Journalists are among those people who are at the forefront to raise the relevant questions about climate policy and come up with new narratives to be told about climate change. The keep-it-in-the-ground-campaign of the Guardian about raising awareness for the issue of divestment is a good example of such an attempt. The summit in Paris is another prime opportunity to develop a new stories about climate change.

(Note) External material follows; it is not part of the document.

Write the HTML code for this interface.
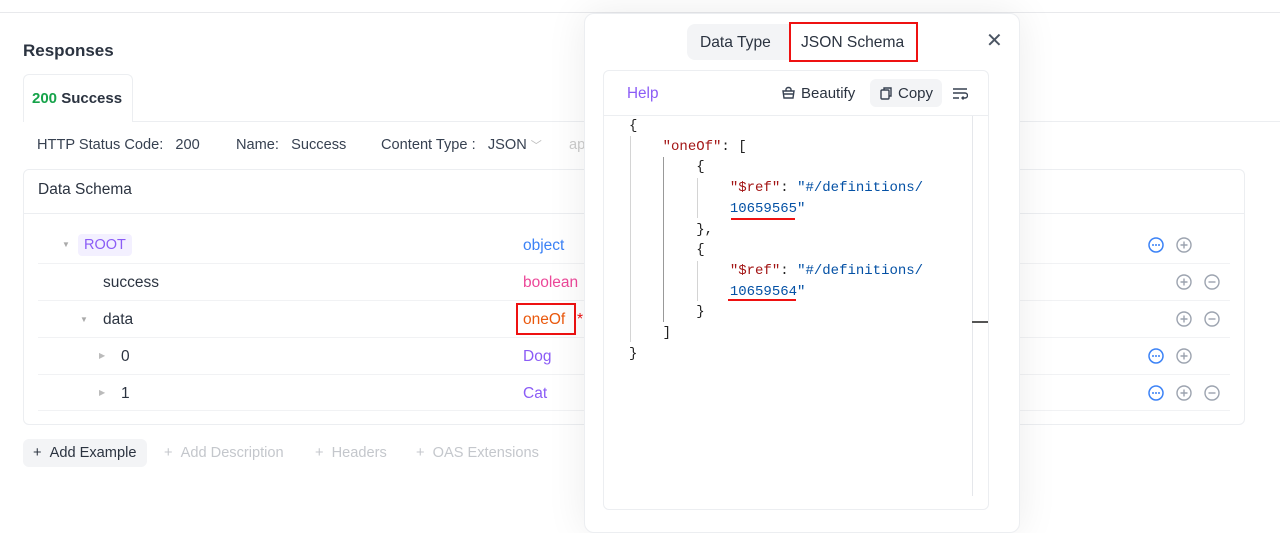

This is why we will not only continue to study the ongoing debates on climate change in our research projects, but we also want to provide day-to-day commentary and analysis of the climate debates during the next three weeks. For this purpose we have invited researchers (ranging from established professors to some of our MA students) from different countries to join our team of bloggers. The blog entries should not be read as communications of scientific research, we will also blog in our role as citizens, who may be able to add to the debate as professional watchers of journalists who are themselves watching climate politics and directing your attention not only to failures of climate journalism but also to interesting stories and perspectives on climate policy.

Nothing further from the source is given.